The performance of first-lien mortgages serviced by eight national banks improved during the first quarter of 2015, with 94.2 percent of mortgages current and performing. According to the Office of the Comptroller of the Currency (OCC), this percent equates to a 1.1 percent increase in performance when compared to a year earlier — when the percentage stood at 93.1.
The performance of first-lien mortgages serviced by eight national banks improved during the first quarter of 2015, with 94.2 percent of mortgages current and performing.
According to the Office of the Comptroller of the Currency (OCC), this percent equates to a 1.1 percent increase in performance when compared to a year earlier — when the percentage stood at 93.1.
These findings are based on a portfolio of mortgages that account for nearly 44 percent of all residential mortgages currently outstanding.
Of this portfolio, 58.6 percent of mortgages were serviced for Fannie Mae and Freddie Mac.

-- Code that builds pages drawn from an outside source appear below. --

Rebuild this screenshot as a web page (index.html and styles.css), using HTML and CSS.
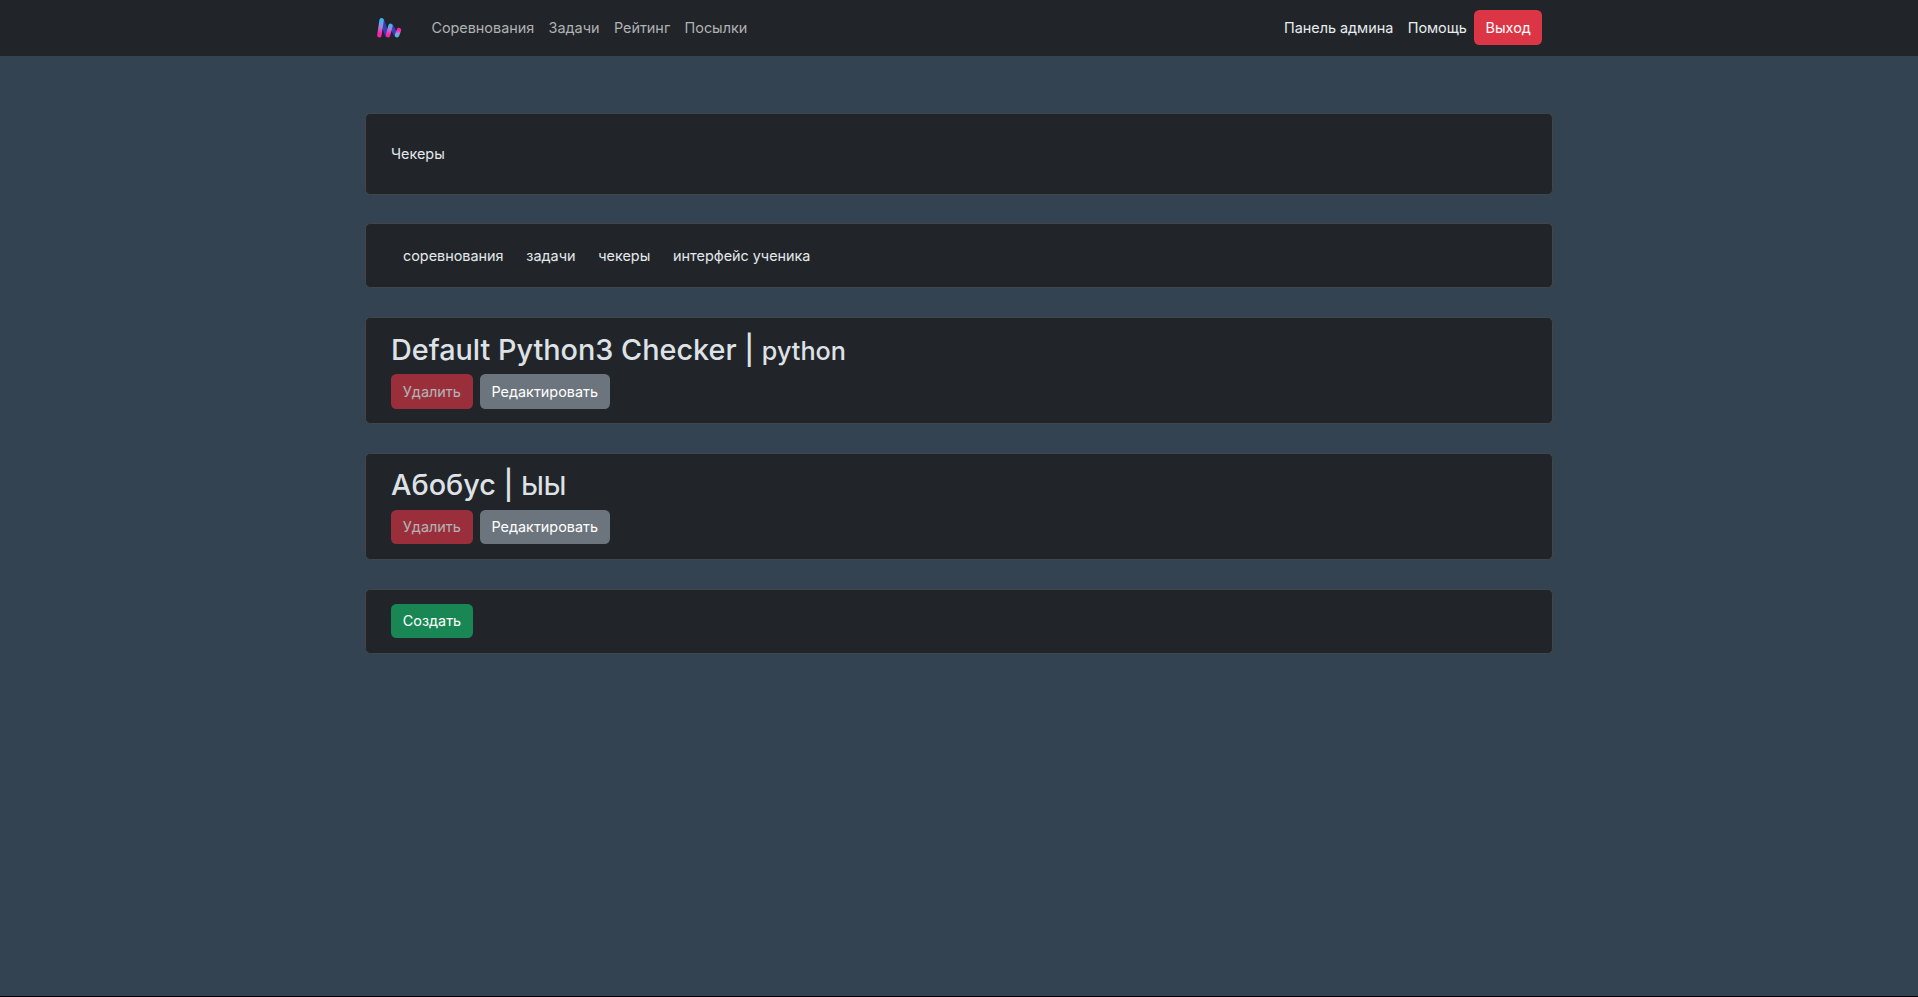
FILE: index.html
```html
<!DOCTYPE html>
<html lang="ru">
<head>
<meta charset="utf-8">
<title>Чекеры</title>
<link rel="stylesheet" href="styles.css">
</head>
<body>
<nav class="navbar">
  <div class="container nav-inner">
    <a class="brand" href="#"><svg width="25" height="22" viewBox="0 0 25 22" fill="none" stroke-linecap="round">
      <defs>
        <linearGradient id="bar" gradientUnits="userSpaceOnUse" x1="0" y1="1" x2="0" y2="20"><stop offset="0.1" stop-color="#38b8f0"/><stop offset=".5" stop-color="#b080d8"/><stop offset=".8" stop-color="#ff20b0"/></linearGradient>
        <linearGradient id="bar-mid" gradientUnits="userSpaceOnUse" x1="0" y1="6" x2="0" y2="20"><stop offset="0.1" stop-color="#38b8f0"/><stop offset=".45" stop-color="#b080d8"/><stop offset=".8" stop-color="#ff20b0"/></linearGradient>
        <linearGradient id="tail" gradientUnits="userSpaceOnUse" x1="0" y1="11" x2="0" y2="20"><stop offset="0.25" stop-color="#ff20b0"/><stop offset=".6" stop-color="#a090e0"/><stop offset=".9" stop-color="#48b8f0"/></linearGradient>
      </defs>
      <path d="M5.2 4 10 17.5" stroke="#3340b8" stroke-width="4.4"/>
      <path d="M14 9 19 17.5" stroke="#3340b8" stroke-width="4.4"/>
      <path d="M2.4 18.2 4.6 3.2" stroke="url(#bar)" stroke-width="4.4"/>
      <path d="M11 18.2 13.5 8.8" stroke="url(#bar-mid)" stroke-width="4.4"/>
      <path d="M20 18.2 22 13" stroke="url(#tail)" stroke-width="4.4"/>
    </svg></a>
    <div class="links main-links"><a href="#">Соревнования</a><a href="#">Задачи</a><a href="#">Рейтинг</a><a href="#">Посылки</a></div>
    <div class="links user-links"><a href="#">Панель админа</a><a href="#">Помощь</a><button class="btn danger">Выход</button></div>
  </div>
</nav>
<main class="container">
  <section class="card title-card"><p>Чекеры</p></section>
  <section class="card tabs"><a href="#">соревнования</a><a href="#">задачи</a><a href="#">чекеры</a><a href="#">интерфейс ученика</a></section>
  <section class="card checker">
    <h2>Default Python3 Checker | <small>python</small></h2>
    <div class="actions"><button class="btn danger" disabled>Удалить</button><button class="btn secondary">Редактировать</button></div>
  </section>
  <section class="card checker">
    <h2>Абобус | <small>ЫЫ</small></h2>
    <div class="actions"><button class="btn danger" disabled>Удалить</button><button class="btn secondary">Редактировать</button></div>
  </section>
  <section class="card create"><div class="actions"><button class="btn success">Создать</button></div></section>
</main>
</body>
</html>
```

FILE: styles.css
```css
* { box-sizing: border-box; }
body {
  margin: 0;
  min-height: 997px;
  background: #344352;
  border-bottom: 1px solid #000;
  color: #e4e8eb;
  font: 400 14.4px/21.6px Inter, sans-serif;
}
a { color: inherit; text-decoration: none; }
.container { width: 1188px; margin: 0 auto; }
.navbar { height: 56px; background: #212529; }
.nav-inner { display: flex; align-items: center; height: 56px; padding: 0 11px 0 12px; }
.brand { display: flex; margin-right: 29.4px; }
.links { display: flex; align-items: center; }
.main-links { gap: 14.4px; color: #b0b1b3; }
.user-links { gap: 14.4px; margin-left: auto; color: #e8ecef; }
.user-links .btn { height: 35px; margin-top: -1px; margin-left: -6.8px; padding: 0 11.2px; }
.btn {
  height: 34.4px;
  padding: 0 11.8px;
  border: 0;
  border-radius: 5.4px;
  color: #fff;
  font: 400 14.4px/21.6px Inter, sans-serif;
}
.danger { background: #dc3545; }
.danger:disabled { opacity: .65; }
.secondary { background: #6c757d; }
.success { background: #198754; }
.card {
  margin-top: 29px;
  padding: 13.5px 25px;
  background: #212529;
  border: 1px solid #424549;
  border-radius: 5.4px;
}
.title-card { height: 82px; margin-top: 57px; padding-top: 29px; }
.title-card p { margin: 0; }
.tabs { display: flex; gap: 22.8px; height: 65px; margin-top: 28px; padding: 21px 37px; }
.checker { height: 107px; padding-top: 14px; }
.checker + .checker { padding-top: 13px; }
.create { height: 65px; }
h2 { margin: 0 0 5px; color: #dee2e6; font-size: 28.8px; line-height: 36px; font-weight: 500; }
.checker + .checker h2 { margin-bottom: 8px; line-height: 35px; }
.checker .btn { height: 35px; }
.checker + .checker .btn { height: 34px; }
.checker + .checker .actions { margin-top: -2px; }
small { font-size: 25.2px; }
.actions { display: flex; gap: 7.2px; }
```
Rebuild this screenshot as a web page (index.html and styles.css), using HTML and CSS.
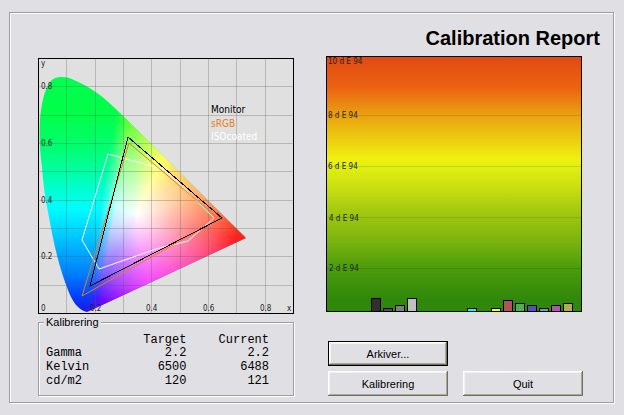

These mortgages are performing better than average, with 97.4 percent current and performing.
Overall, the percentage of mortgages that were 30 to 59 days past due represented 1.9 percent of the portfolio, a 7 percent decrease from a year earlier.
Seriously delinquent mortgages — those that are 60 or more days past due or held by bankrupt borrowers whose payments are 30 days or more past due — made up 2.6 percent of the portfolio. This volume equates to a 16.4 percent decrease from a year earlier.
The number of mortgages in the process of foreclosure at the end of the first quarter fell to 299,424, a decrease of 30.8 percent from a year earlier. This total equates to 1.3 percent of all mortgages.
Improved economic conditions and foreclosure prevention assistance contributed to the decline in foreclosure activity, according to OCC.
Servicers initiated 83,058 new foreclosures during the quarter, a decrease of 8.6 percent from a year earlier. Additionally, the number of completed foreclosures decreased 31.5 percent from a year earlier to 38,509.
Including modifications, trial-period plans and shorter-term payment plans, servicers implemented nearly 190,000 home retention actions.
On the flip side, servicers completed 47,430 home forfeiture actions, which include completed foreclosures, short sales and deed-in-lieu-of-foreclosure actions.
More than 89.2 percent of modifications reduced monthly principal and interest payments, with 55.6 percent of modifications reducing payments by 20 percent or more. Overall, modifications reduced payments by $271 per month, on average.
Approximately 53 percent of mortgages modified between January 2008 and December 2014 were active at the end of the first quarter. More than 72 percent of these mortgages are current and performing, with 22.4 percent delinquent and 5.5 percent in the process of foreclosure.